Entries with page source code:

────

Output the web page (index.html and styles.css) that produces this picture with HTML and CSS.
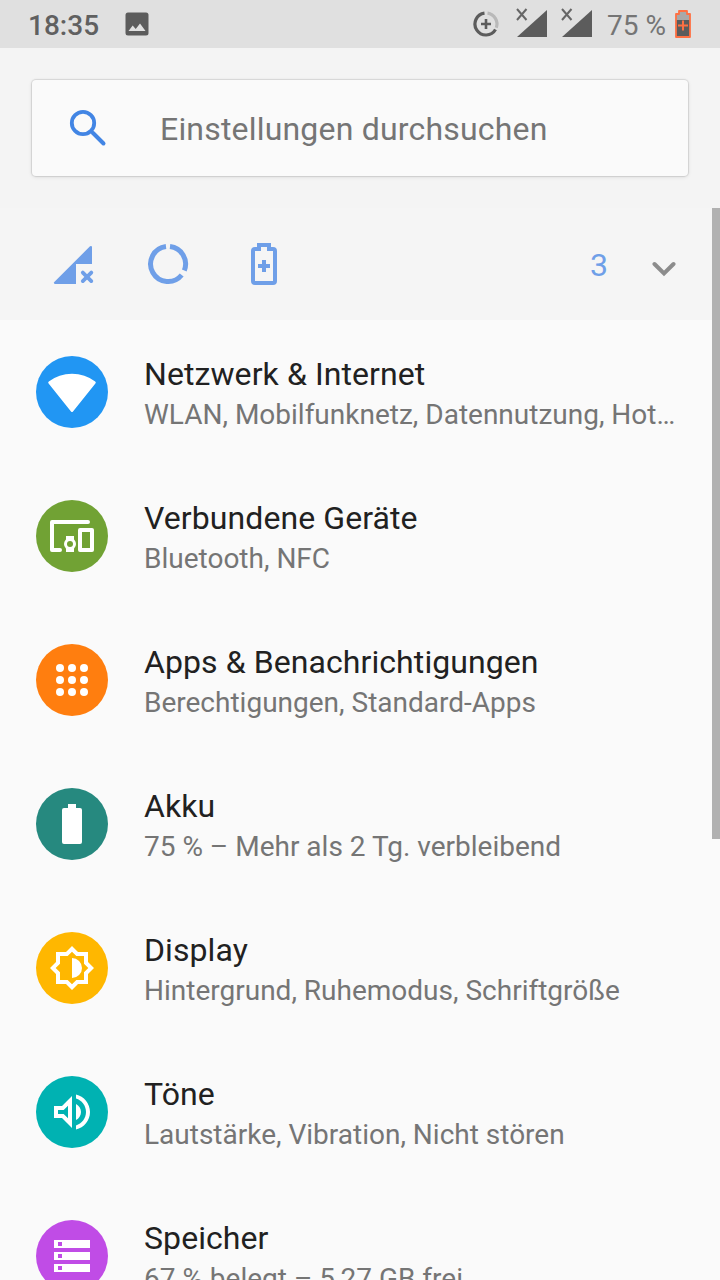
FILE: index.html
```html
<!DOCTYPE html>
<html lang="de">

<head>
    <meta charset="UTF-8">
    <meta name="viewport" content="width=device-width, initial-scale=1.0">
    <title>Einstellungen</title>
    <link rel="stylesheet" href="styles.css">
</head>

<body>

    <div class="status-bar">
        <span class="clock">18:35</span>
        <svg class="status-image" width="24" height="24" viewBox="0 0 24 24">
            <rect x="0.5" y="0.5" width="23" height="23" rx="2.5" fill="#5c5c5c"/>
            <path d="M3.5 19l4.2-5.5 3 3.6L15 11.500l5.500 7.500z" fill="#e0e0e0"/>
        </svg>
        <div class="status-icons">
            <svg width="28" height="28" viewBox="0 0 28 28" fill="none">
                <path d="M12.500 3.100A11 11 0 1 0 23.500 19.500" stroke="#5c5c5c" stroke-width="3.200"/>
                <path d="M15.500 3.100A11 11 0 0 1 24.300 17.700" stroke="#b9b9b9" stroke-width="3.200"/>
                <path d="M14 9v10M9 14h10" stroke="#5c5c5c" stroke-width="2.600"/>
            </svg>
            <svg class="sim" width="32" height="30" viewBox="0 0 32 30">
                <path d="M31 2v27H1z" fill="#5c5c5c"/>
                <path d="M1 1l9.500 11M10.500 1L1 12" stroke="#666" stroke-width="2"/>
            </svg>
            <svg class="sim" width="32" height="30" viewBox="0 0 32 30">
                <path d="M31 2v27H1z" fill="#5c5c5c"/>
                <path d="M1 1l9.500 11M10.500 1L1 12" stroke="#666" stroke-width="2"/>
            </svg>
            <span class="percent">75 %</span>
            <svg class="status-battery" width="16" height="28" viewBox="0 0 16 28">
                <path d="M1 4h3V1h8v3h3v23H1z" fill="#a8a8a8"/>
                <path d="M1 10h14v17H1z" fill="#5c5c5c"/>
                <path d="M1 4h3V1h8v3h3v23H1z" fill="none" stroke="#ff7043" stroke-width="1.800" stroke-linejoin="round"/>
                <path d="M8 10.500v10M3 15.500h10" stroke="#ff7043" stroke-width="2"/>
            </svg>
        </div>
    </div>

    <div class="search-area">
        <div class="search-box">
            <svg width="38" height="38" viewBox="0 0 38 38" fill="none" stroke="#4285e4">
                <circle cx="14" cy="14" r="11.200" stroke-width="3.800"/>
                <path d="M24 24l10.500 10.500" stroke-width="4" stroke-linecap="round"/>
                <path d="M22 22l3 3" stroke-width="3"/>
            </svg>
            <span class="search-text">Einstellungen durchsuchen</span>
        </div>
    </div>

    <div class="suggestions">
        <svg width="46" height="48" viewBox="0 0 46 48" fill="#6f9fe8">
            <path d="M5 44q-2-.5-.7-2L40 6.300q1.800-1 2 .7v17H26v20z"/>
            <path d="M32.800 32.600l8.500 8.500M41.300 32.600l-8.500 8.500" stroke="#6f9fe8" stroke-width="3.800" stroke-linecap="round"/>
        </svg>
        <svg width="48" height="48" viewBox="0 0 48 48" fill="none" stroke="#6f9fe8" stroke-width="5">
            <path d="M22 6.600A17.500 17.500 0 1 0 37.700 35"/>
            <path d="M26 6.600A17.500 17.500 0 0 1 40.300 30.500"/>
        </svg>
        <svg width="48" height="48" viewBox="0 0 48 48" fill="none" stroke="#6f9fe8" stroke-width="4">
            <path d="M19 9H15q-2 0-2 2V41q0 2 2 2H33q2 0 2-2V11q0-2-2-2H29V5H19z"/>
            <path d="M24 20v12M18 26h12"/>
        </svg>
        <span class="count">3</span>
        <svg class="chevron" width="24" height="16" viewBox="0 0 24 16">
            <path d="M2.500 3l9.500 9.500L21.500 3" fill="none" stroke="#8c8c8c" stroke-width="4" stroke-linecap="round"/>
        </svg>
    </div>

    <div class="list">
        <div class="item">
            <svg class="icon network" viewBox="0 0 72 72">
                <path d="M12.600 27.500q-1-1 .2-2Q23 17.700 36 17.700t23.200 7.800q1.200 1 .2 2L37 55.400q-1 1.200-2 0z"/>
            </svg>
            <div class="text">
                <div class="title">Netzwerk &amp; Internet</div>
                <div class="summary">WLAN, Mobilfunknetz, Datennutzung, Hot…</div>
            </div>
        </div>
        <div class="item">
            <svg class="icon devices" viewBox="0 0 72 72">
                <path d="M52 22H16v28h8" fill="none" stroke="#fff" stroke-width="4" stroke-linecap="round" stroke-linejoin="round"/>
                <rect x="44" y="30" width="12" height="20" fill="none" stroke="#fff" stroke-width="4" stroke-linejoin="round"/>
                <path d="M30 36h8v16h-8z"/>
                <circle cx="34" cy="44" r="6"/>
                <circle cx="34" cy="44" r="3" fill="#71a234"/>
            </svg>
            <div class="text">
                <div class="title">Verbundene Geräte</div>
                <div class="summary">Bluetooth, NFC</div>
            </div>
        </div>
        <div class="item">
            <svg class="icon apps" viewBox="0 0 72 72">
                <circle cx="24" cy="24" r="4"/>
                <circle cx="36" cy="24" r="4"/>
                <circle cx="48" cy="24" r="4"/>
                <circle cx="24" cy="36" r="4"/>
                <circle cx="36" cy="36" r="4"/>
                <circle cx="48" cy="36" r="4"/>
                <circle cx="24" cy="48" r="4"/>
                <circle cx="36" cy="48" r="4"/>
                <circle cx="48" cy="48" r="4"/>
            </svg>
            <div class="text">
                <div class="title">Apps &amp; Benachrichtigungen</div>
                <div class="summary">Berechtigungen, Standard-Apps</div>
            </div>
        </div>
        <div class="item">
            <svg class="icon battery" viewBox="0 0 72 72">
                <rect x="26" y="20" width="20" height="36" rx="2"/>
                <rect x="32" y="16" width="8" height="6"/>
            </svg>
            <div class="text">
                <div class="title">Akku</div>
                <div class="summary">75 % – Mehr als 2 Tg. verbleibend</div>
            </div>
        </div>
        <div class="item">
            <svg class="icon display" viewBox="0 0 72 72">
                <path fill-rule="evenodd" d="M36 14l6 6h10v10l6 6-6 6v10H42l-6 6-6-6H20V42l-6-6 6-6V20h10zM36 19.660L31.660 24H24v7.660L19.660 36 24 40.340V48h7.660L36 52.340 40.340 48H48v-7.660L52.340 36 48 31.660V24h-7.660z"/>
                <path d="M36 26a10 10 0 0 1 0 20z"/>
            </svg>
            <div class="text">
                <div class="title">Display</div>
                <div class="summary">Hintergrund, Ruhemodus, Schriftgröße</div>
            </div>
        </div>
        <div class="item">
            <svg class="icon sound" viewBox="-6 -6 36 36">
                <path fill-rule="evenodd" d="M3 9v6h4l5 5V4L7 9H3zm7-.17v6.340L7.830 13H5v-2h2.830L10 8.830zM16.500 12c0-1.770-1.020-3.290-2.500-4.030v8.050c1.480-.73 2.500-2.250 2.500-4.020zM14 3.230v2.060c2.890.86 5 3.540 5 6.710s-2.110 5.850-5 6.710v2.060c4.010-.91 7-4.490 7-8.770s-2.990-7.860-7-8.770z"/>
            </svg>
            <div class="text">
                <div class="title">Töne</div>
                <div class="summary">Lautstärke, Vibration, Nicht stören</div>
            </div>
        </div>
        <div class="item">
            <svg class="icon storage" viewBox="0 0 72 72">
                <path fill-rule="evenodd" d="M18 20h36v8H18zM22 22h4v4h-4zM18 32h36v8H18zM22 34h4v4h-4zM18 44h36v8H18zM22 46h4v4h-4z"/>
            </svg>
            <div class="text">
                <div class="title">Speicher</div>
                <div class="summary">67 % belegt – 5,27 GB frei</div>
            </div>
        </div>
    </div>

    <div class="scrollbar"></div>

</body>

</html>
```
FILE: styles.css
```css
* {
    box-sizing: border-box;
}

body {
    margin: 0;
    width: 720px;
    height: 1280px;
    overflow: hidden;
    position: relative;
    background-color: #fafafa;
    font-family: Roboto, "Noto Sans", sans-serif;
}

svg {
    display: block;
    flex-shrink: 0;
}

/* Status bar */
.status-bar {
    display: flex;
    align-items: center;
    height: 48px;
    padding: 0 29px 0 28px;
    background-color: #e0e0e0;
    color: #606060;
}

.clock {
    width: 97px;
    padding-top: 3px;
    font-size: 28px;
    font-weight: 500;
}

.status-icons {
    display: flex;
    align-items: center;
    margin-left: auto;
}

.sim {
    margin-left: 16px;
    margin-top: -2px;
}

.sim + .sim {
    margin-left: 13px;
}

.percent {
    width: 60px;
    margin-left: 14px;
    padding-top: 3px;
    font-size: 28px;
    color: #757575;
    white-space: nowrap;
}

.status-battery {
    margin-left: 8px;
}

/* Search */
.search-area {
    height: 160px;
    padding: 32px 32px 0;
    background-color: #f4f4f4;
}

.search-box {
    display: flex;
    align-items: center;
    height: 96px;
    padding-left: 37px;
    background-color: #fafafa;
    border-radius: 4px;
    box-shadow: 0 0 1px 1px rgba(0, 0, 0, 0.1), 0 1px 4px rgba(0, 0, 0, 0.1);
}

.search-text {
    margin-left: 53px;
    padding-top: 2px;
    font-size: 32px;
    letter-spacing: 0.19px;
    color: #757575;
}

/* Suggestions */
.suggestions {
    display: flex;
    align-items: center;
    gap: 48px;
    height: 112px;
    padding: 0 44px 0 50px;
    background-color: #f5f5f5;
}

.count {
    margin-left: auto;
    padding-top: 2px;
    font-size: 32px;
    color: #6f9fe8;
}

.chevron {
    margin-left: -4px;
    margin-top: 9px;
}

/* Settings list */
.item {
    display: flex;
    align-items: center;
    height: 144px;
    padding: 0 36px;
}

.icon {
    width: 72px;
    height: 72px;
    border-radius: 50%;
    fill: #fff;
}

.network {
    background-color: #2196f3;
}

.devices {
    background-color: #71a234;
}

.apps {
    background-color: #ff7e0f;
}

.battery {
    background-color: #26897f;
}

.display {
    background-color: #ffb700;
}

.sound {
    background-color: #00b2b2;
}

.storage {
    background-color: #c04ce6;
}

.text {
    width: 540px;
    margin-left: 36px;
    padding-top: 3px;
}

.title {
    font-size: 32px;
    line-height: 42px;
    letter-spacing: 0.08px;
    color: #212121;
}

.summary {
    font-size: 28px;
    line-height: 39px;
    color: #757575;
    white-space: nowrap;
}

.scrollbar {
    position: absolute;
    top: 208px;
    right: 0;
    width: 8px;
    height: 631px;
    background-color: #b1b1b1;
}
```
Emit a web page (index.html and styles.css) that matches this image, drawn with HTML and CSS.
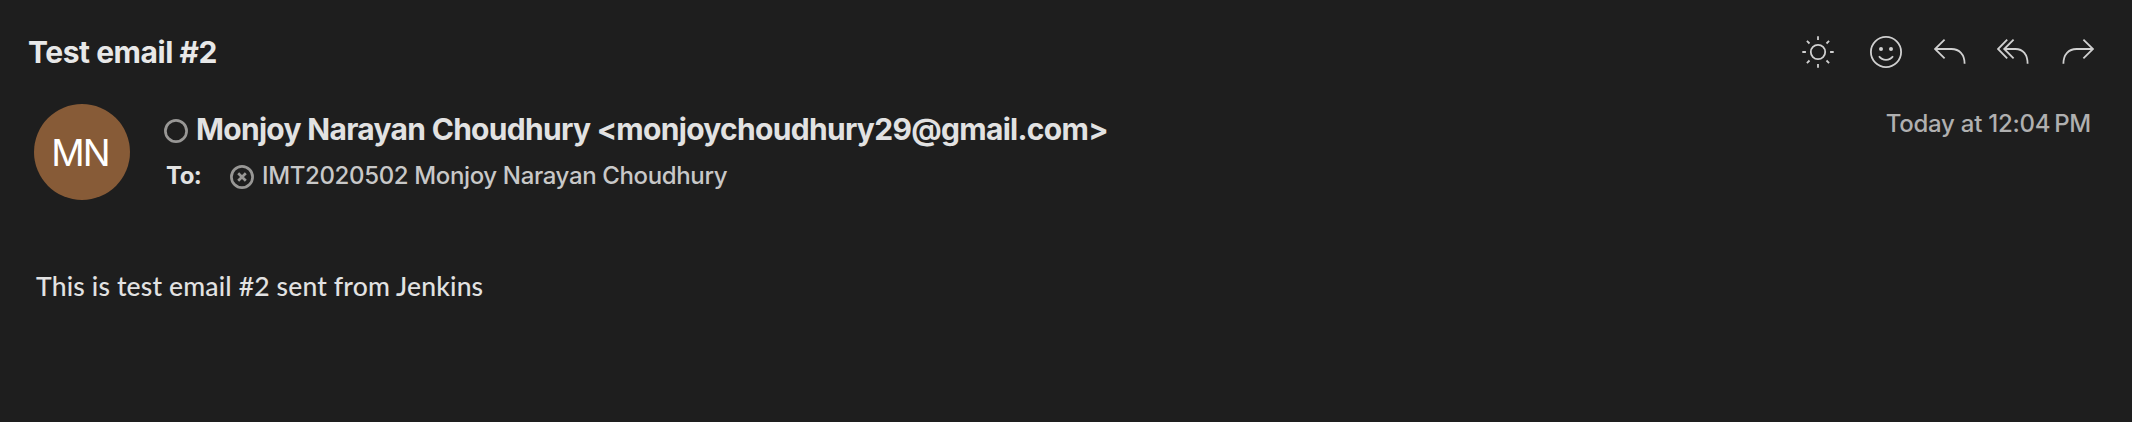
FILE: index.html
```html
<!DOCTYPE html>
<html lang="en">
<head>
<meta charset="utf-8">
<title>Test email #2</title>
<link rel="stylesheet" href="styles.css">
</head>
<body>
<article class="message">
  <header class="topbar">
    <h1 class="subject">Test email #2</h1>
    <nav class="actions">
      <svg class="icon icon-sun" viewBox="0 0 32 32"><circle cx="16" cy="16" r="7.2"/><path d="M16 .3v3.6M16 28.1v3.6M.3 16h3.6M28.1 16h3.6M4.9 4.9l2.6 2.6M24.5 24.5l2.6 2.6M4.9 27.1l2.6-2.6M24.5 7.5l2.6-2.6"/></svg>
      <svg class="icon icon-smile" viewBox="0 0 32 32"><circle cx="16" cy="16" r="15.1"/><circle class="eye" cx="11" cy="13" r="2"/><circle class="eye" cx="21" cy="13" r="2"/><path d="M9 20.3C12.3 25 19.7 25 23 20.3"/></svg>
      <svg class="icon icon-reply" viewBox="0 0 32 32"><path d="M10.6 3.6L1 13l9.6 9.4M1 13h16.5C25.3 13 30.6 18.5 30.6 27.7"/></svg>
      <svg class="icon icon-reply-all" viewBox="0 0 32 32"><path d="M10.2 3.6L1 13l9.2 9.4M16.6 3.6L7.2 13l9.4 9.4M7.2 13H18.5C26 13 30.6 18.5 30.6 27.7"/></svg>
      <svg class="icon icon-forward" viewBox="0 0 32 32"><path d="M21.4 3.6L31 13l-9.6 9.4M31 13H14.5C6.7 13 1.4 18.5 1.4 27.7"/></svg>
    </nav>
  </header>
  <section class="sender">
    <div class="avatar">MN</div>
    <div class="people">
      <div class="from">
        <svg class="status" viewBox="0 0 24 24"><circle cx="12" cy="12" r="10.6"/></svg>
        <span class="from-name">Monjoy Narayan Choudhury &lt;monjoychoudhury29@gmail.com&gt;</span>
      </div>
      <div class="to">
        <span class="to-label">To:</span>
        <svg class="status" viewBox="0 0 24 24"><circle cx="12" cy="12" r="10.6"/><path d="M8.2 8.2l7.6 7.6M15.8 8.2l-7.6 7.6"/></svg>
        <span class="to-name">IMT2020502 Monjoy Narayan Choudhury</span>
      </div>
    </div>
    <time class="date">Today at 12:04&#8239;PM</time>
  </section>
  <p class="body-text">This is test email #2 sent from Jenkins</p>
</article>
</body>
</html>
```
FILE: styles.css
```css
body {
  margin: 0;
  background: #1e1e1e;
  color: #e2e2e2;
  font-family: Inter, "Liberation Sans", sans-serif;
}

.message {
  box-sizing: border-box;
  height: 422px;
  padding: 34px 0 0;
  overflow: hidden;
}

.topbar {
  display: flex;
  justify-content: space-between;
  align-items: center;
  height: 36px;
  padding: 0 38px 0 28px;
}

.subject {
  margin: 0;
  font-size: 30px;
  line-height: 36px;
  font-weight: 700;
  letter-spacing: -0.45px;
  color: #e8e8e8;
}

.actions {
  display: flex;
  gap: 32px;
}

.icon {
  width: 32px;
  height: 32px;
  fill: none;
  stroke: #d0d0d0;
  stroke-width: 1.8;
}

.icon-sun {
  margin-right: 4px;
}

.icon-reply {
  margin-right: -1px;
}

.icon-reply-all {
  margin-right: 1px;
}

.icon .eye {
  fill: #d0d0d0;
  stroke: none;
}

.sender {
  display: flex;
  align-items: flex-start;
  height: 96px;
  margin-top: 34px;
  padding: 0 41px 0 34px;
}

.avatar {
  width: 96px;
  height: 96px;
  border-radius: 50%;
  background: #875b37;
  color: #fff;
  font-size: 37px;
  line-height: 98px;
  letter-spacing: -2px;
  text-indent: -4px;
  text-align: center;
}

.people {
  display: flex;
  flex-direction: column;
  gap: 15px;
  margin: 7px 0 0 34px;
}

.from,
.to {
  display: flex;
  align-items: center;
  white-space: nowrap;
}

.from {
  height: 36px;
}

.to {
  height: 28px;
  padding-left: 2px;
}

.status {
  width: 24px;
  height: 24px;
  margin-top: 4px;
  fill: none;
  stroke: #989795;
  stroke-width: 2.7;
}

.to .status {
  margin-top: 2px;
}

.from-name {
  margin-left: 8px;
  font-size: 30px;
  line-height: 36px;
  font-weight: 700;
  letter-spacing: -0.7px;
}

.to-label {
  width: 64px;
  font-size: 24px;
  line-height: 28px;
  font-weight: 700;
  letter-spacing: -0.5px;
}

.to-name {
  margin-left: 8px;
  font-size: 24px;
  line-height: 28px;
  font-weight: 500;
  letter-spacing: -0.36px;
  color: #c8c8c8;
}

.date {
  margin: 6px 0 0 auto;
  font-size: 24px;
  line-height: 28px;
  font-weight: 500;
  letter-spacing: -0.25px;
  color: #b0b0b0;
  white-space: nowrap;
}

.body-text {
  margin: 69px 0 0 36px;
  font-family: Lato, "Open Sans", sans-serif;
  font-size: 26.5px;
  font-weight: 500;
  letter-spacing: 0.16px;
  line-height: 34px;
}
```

────

WHAT IS EXPECTED → State how many lines of the listing hold the string "image"; reply with the number and nothing else.

EXERCISE RESPONSE → 2